The Limited includes a Blind-Spot View Monitor, which is a camera view of the vehicle’s blind spot displayed on the digital gauge cluster, as well as a surround-view camera. A 10.25-inch infotainment touchscreen with navigation is also standard on the Limited. The Limited also features a standard panoramic sunroof, hands-free liftgate, and an upgraded Harman Kardon premium audio system. The wildly luxurious Calligraphy adds ambient lighting, a head-up display, ventilated front seats, 20-inch wheels, and Nappa leather seating.

A blue 2021 Chevy Equinox is parked on cement in front of a forest.

Which SUV is the Best?

In the end, it boils down to price and value. The 2021 Chevy Equinox and the 2021 Hyundai Santa Fe differ in a few key areas. First, the Equinox is simply more affordable. While it can’t compete with the Santa Fe on high-end luxury finishes, it still manages to offer plenty of plush appointments on the Premier trim for nearly $10,000 less.

If you’re looking for a compact SUV, ask yourself what’s most important. If you’re a luxury-minded buyer who doesn’t mind shelling out $40,000 for a small SUV, you may want to check out the Santa Fe. However, budget-oriented buyers and those looking for a well-appointed SUV at a reasonable price will find everything they want and need in the Equinox.

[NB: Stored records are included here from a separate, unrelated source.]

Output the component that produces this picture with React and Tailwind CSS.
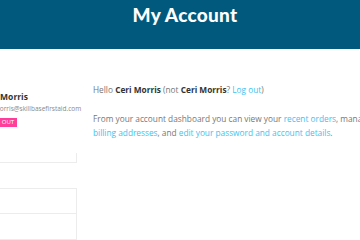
export default function App() {
  return (
    <div className="w-[360px] h-[240px] overflow-hidden bg-white font-['Open_Sans',sans-serif]">
      <header className="h-[49px] bg-[#015a7e] flex justify-center">
        <h1 className="mt-[3px] ml-[10px] text-[19px] leading-[24px] font-black text-white font-['Lato',sans-serif] tracking-[0.3px]">
          My Account
        </h1>
      </header>

      <div className="flex">
        {/* sidebar, cut off on the left */}
        <aside className="w-[107px] shrink-0 ml-[-30px]">
          <div className="pt-[43px] pl-[11px]">
            <div className="text-[8.5px] leading-[10px] font-bold text-[#333]">Ceri Morris</div>
            <div className="mt-[3px] text-[6.5px] leading-[8px] text-[#888] whitespace-nowrap">ceri.morris@skillbasefirstaid.com</div>
            <div className="w-fit mt-[5px] ml-[4px] px-[3px] h-[9px] leading-[9px] text-[6px] text-white bg-[#ff3d9a]">LOG OUT</div>
          </div>
          <div className="mt-[26px] h-[10px] border-r border-b border-[#ececec]"></div>
          <div className="mt-[25px] border border-[#ececec]">
            <div className="h-[25px] border-b border-[#ececec]"></div>
            <div className="h-[25px]"></div>
          </div>
        </aside>

        <main className="ml-[16px] pt-[34px] text-[8.3px] leading-[14px] text-[#777] shrink-0">
          <p className="whitespace-nowrap">
            Hello <strong className="text-[#333]">Ceri Morris</strong> (not <strong className="text-[#333]">Ceri Morris</strong>? <a className="text-[#3cc3f2]">Log out</a>)
          </p>
          <p className="mt-[15px] w-[370px]">
            From your account dashboard you can view your <a className="text-[#3cc3f2]">recent orders</a>, manage your shipping and <a className="text-[#3cc3f2]">billing addresses</a>, and <a className="text-[#3cc3f2]">edit your password and account details</a>.
          </p>
        </main>
      </div>
    </div>
  );
}
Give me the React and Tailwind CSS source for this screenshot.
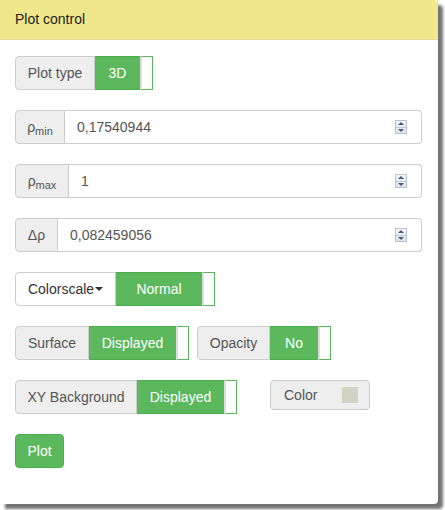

We mentioned it before: the compact SUV category is vast and extremely popular. The fact is, there are buyers that fit the profile for both the Equinox and the Santa Fe, but our money’s on the better value. If you have $40,000 to spend, you might want to bump up a category and get a little more size and towing capability. We just don’t think the extra luxury features are worth such a sizable increase in price.

Our vote is for the 2021 Chevy Equinox. It’s the absolute best value with a trim range that will appeal to a full spectrum of compact SUV buyers. Standard driver-assist features put the focus on safety, and tech features like the Wi-Fi Hotspot are also included at every price point. You can’t beat the mix of features for the price with the Equinox.